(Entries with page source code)

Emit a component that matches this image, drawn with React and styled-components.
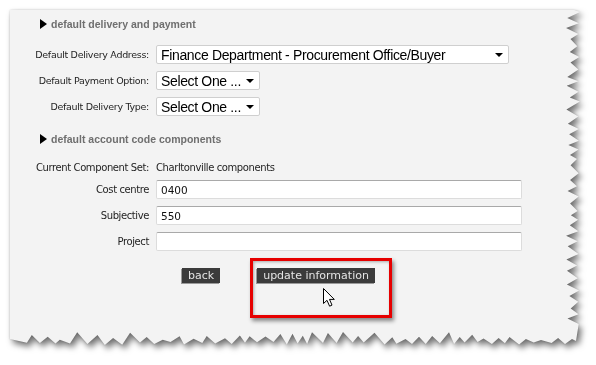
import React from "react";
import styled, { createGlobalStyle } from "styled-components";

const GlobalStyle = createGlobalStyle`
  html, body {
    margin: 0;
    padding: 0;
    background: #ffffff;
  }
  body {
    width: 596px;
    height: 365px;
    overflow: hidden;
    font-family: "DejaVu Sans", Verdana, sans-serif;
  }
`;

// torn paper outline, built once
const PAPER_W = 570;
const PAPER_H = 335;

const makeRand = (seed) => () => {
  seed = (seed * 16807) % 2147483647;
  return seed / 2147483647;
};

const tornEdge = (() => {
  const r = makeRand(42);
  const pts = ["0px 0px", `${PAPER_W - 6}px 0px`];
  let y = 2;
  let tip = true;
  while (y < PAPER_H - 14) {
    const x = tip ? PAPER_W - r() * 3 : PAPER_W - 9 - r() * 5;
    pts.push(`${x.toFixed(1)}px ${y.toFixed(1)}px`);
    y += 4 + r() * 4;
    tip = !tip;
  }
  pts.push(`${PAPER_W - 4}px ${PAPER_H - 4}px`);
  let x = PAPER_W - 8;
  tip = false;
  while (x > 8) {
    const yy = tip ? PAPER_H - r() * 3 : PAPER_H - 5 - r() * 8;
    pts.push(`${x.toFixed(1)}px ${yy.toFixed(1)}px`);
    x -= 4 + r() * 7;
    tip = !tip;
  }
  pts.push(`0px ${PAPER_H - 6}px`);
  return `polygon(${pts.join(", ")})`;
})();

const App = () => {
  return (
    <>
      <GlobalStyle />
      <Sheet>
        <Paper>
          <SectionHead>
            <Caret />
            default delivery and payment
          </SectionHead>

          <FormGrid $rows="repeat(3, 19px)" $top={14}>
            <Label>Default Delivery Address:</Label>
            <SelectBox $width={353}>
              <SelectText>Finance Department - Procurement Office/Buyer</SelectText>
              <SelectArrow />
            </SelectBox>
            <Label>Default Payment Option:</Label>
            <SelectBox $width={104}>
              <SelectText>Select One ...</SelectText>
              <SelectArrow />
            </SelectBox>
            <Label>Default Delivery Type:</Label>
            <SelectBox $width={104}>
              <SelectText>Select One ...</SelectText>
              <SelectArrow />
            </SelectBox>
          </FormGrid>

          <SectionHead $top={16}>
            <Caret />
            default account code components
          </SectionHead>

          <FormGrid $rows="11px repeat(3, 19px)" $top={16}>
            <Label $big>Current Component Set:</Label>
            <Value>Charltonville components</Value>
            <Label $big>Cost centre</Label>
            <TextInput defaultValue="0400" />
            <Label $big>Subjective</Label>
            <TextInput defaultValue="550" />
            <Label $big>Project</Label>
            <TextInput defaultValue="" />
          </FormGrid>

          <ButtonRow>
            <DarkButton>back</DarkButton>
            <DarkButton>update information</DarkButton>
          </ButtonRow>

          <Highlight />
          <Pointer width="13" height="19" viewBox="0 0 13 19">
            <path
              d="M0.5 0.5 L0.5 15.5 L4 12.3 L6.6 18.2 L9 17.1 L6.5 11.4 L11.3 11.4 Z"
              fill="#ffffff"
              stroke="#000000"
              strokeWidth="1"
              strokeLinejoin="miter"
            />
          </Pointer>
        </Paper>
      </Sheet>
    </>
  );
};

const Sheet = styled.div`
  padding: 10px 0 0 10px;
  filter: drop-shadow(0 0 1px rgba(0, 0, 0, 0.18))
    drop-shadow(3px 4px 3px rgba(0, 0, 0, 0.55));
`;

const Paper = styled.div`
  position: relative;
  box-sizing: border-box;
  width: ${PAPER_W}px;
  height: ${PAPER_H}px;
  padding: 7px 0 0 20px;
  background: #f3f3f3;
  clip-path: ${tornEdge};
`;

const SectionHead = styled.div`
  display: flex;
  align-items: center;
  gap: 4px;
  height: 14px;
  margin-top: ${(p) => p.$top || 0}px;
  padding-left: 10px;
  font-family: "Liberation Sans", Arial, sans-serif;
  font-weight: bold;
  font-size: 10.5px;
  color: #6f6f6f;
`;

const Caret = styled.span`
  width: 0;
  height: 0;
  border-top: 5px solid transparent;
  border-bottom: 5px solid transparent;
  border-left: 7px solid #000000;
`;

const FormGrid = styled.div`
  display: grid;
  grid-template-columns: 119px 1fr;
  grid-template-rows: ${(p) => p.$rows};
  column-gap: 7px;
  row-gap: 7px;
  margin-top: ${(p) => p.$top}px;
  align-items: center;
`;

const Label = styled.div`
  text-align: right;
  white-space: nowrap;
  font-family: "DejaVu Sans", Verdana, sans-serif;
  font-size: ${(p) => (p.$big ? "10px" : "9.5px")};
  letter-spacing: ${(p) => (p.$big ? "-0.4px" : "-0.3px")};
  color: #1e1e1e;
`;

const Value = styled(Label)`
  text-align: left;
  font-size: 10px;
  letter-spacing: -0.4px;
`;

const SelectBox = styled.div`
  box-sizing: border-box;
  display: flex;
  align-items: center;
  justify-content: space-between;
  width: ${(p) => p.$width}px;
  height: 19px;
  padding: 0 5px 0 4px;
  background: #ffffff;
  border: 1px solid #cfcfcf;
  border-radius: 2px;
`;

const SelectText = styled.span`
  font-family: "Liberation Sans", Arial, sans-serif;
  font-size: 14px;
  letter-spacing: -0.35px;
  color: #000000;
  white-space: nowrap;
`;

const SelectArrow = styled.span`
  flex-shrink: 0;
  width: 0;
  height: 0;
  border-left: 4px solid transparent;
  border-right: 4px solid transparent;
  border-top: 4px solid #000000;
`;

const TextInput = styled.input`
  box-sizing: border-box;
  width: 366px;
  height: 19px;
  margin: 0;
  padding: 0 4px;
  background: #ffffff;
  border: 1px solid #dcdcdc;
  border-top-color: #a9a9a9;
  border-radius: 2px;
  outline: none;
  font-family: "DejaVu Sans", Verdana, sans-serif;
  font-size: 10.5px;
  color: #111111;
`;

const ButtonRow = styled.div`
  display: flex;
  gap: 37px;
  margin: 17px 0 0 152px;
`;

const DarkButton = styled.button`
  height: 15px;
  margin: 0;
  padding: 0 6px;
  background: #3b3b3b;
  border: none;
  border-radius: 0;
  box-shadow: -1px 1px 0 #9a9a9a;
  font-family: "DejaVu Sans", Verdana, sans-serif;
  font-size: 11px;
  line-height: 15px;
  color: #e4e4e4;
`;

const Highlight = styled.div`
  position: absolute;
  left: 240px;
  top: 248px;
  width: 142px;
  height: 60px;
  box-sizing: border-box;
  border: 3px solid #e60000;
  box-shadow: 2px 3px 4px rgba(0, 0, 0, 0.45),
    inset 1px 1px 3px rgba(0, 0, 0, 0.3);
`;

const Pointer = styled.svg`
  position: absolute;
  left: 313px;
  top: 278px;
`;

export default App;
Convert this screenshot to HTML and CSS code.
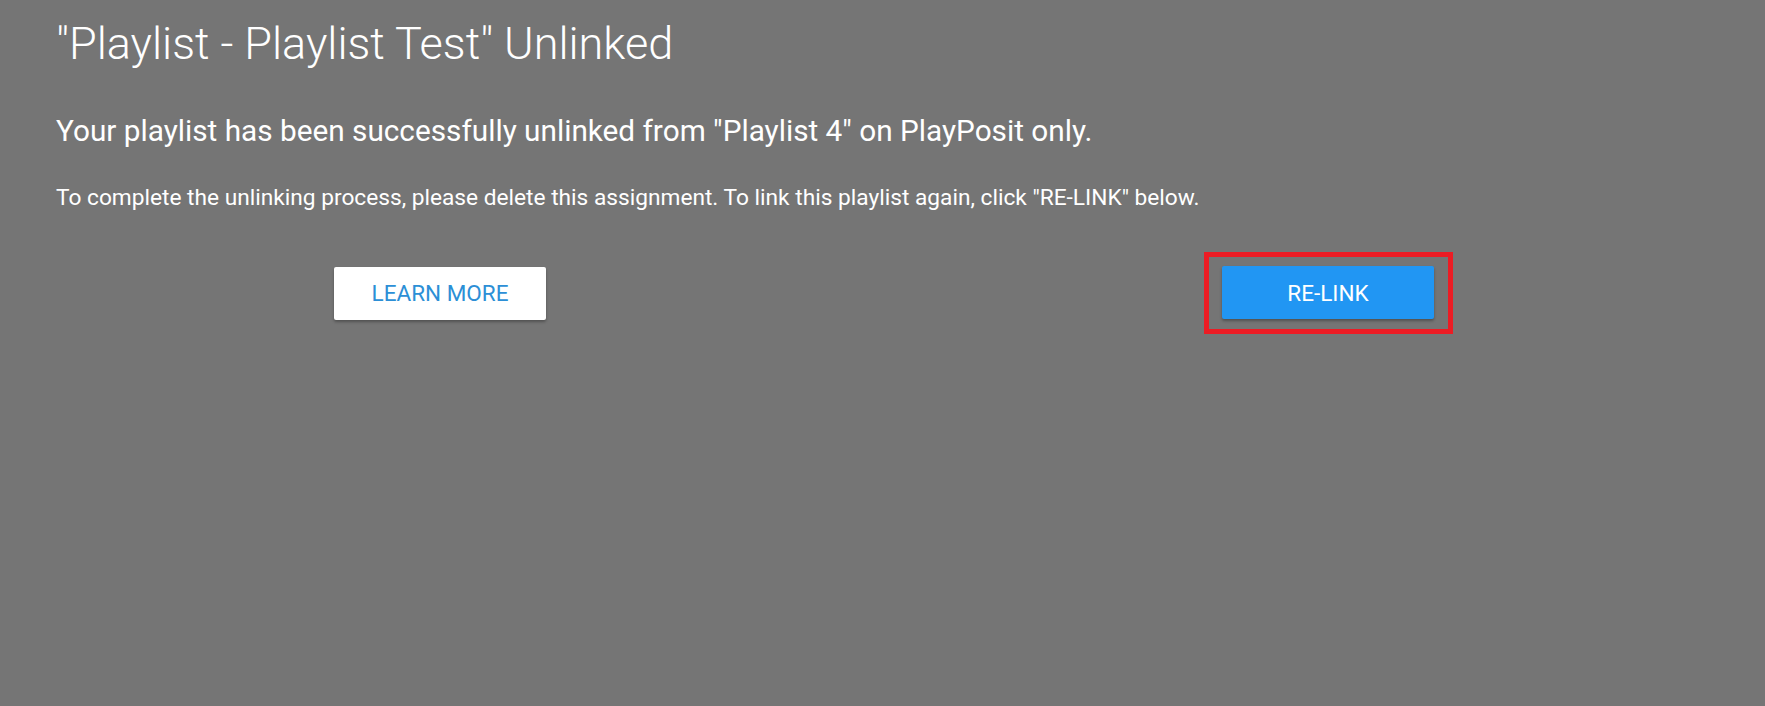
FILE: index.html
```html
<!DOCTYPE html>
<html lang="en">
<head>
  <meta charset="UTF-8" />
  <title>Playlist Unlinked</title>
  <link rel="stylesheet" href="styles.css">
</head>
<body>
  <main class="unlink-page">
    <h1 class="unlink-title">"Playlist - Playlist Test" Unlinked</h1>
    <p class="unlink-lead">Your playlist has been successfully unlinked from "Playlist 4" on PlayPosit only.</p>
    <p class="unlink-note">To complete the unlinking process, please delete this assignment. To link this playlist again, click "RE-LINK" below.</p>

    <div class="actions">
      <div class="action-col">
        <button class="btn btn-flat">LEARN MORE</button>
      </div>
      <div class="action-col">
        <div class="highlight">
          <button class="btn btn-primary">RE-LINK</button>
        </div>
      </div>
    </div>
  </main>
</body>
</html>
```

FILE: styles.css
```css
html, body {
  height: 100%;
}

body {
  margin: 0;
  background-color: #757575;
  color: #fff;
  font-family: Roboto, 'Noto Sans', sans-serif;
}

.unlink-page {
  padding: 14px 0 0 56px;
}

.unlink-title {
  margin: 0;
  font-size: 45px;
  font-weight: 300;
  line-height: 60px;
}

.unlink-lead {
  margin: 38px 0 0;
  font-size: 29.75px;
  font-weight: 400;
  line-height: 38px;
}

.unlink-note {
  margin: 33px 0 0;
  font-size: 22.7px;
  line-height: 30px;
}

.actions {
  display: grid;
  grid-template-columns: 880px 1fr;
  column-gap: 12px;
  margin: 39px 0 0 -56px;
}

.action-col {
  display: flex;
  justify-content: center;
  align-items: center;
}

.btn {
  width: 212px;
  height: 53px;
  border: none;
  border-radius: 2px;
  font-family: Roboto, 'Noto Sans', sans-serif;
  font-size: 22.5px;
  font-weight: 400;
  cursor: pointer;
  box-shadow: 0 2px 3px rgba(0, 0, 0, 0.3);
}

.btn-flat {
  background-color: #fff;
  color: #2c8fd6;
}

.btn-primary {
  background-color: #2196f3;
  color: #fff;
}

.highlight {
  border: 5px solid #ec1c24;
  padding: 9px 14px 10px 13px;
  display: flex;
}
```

▶ YOUR INSTRUCTIONS
Only the lines from the start of the records to the line with "const PAPER_H = 335;" belong in the copy. Print them exactly, minus pictures.

▶ SOLUTION
Emit a component that matches this image, drawn with React and styled-components.
import React from "react";
import styled, { createGlobalStyle } from "styled-components";

const GlobalStyle = createGlobalStyle`
  html, body {
    margin: 0;
    padding: 0;
    background: #ffffff;
  }
  body {
    width: 596px;
    height: 365px;
    overflow: hidden;
    font-family: "DejaVu Sans", Verdana, sans-serif;
  }
`;

// torn paper outline, built once
const PAPER_W = 570;
const PAPER_H = 335;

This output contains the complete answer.